We went to my favorite place in Lima directly after Daina's surf session. I don't know what it's called, all I know is it was north of Lima on the coast. It was the beach town I was telling you about in the Safran-Foer references. Well, very very close to that beach town. It was an area where massive waves crashed over the jagged, barren landscape. It reminded me of Dragonstone.
I had asked Luis to stand nearer to where the waves were crashing really large over the rocks so I could get an awesome sequence of photos of something epic. Well, either he stood too close or an abnormally large wave happened to roll through as he stood there. Anyways, the shots were great, but I haven't made a GIF of them yet, so here's the moment of impact.
You thought I was joking about the cliff-diving monk and the homeless guy dressed as a woman? Nope.
By this time we were all pretty tired. Hector took us back to the apartment for a siesta. A few hours later, he picked us back up and we were at it again. My favorite part of the night was at a park with dozens of different types of fountains. My favorite fountain was arranged in a series of rings with fountains shooting up at complete random. People would venture into the center of the fountain only to be caught off guard and splashed from below. It was so much fun to watch, and even more fun to photograph.
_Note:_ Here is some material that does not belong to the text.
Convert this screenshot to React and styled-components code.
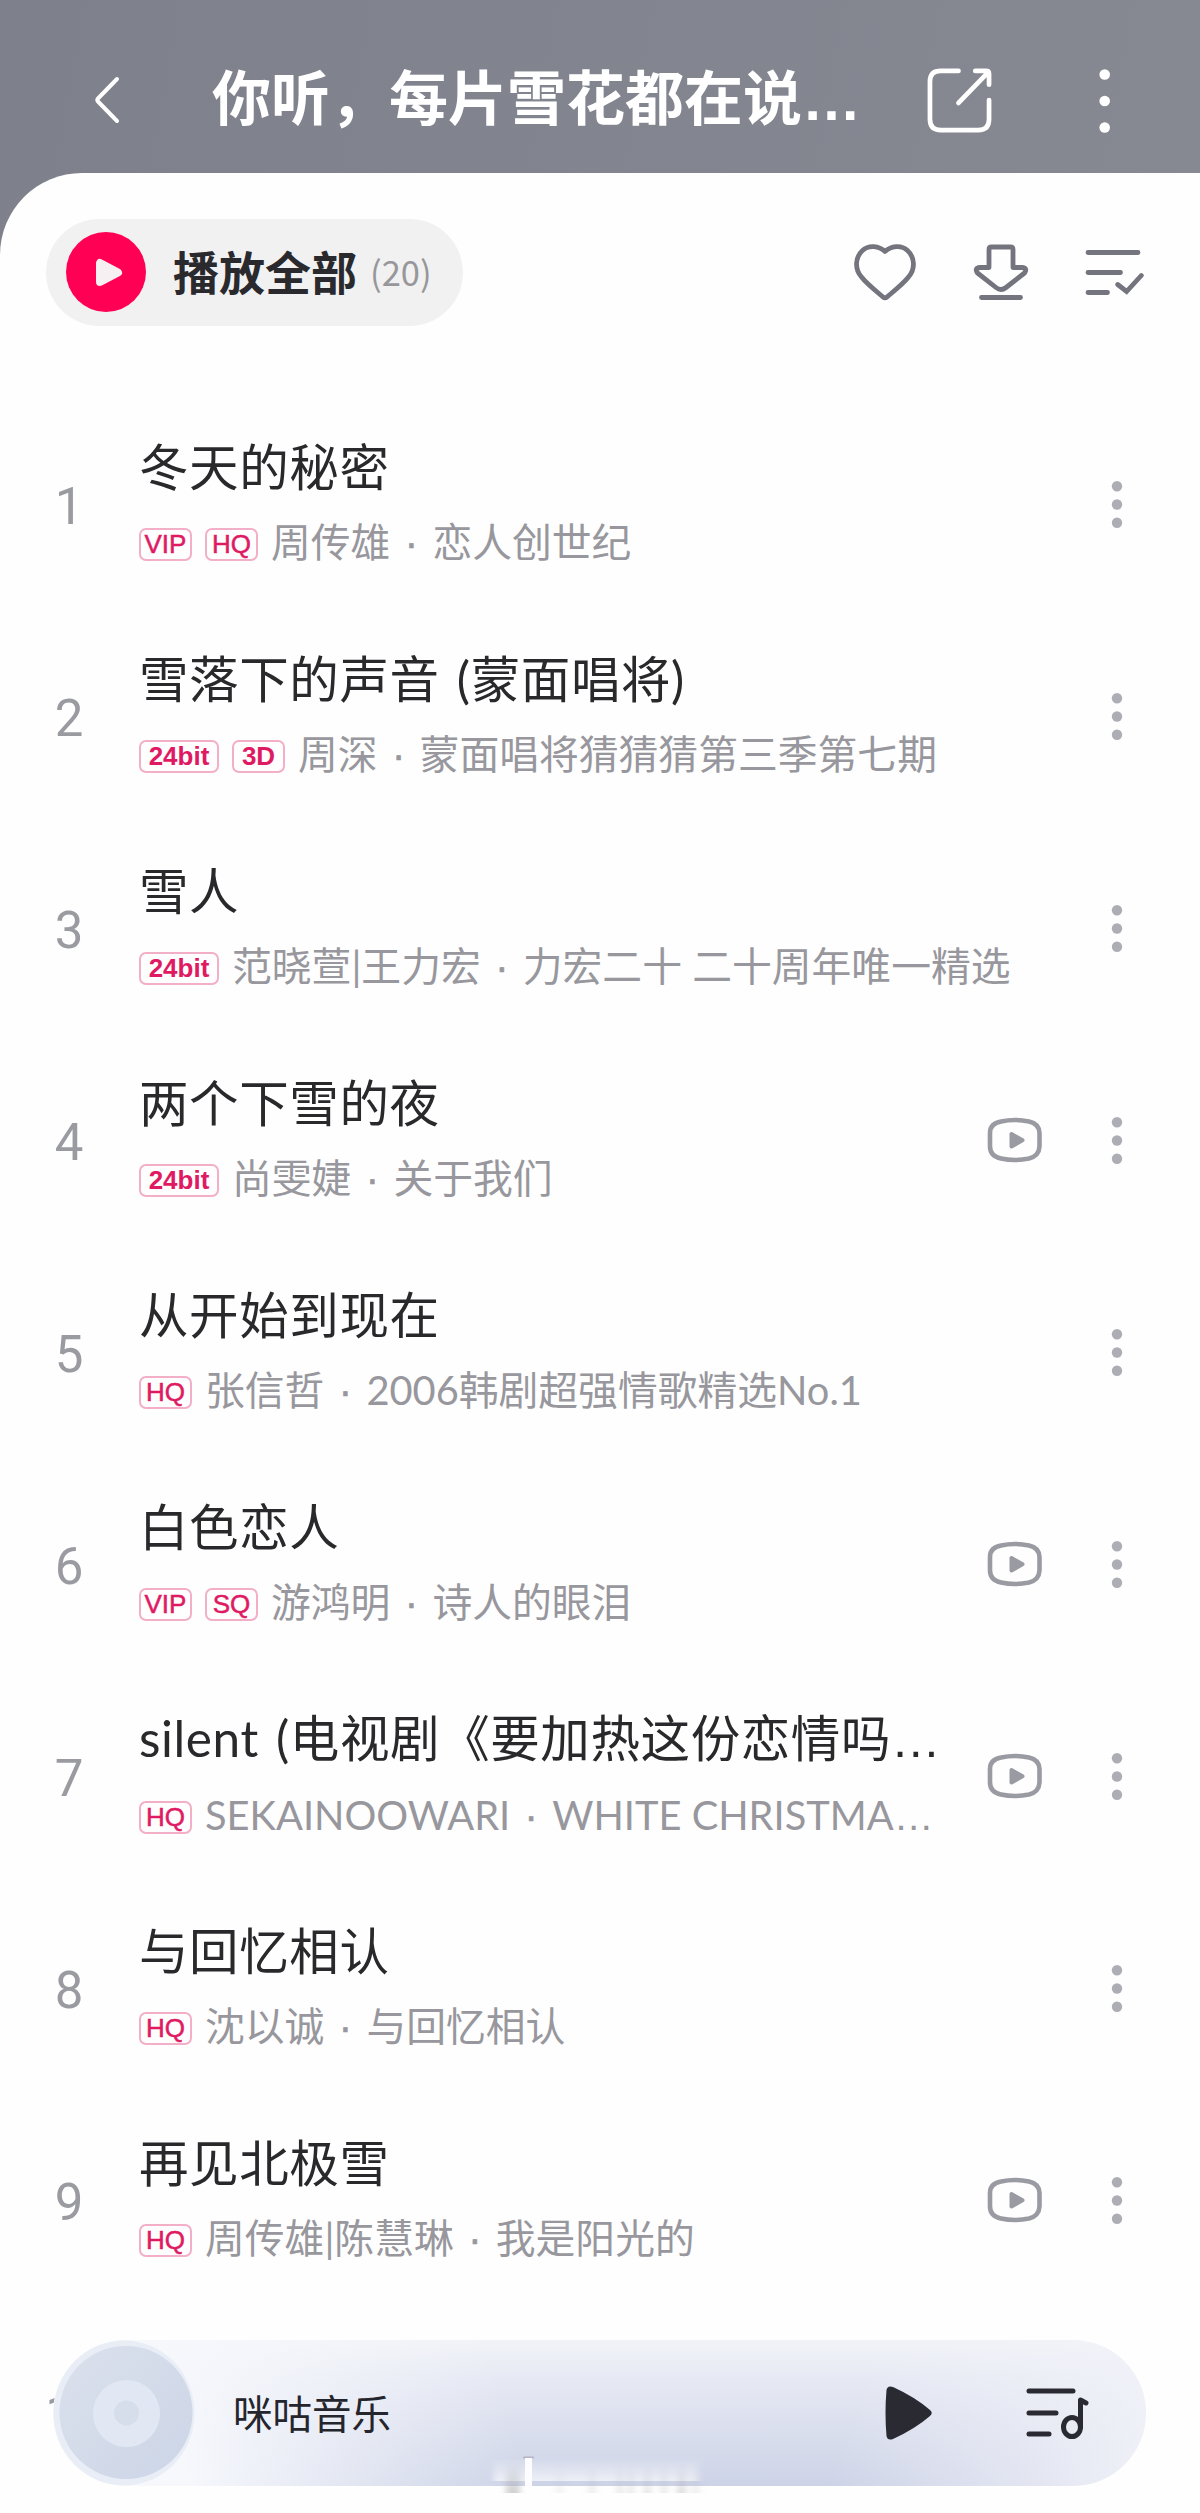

In the circular fountain, given the nature of it, you're essentially trapped if you're within the rings while the fountains are flowing. One boy did not care. He was soaked, running through and making life miserable for the people that would rather stay dry. One of those people was Daina. "The Antichrist" as she called him, would step on the fountains, diverting the flow in her direction. While she was doing a great job dodging most of the streams, she was powerless to stop him. When the water stopped for a few seconds, she escaped the Antichrist's taunting and was saved. Daina swears that she'll never forget his sinister little grin, so I send her this picture every so often to make sure she doesn't.
We went back to the apartment, and slept.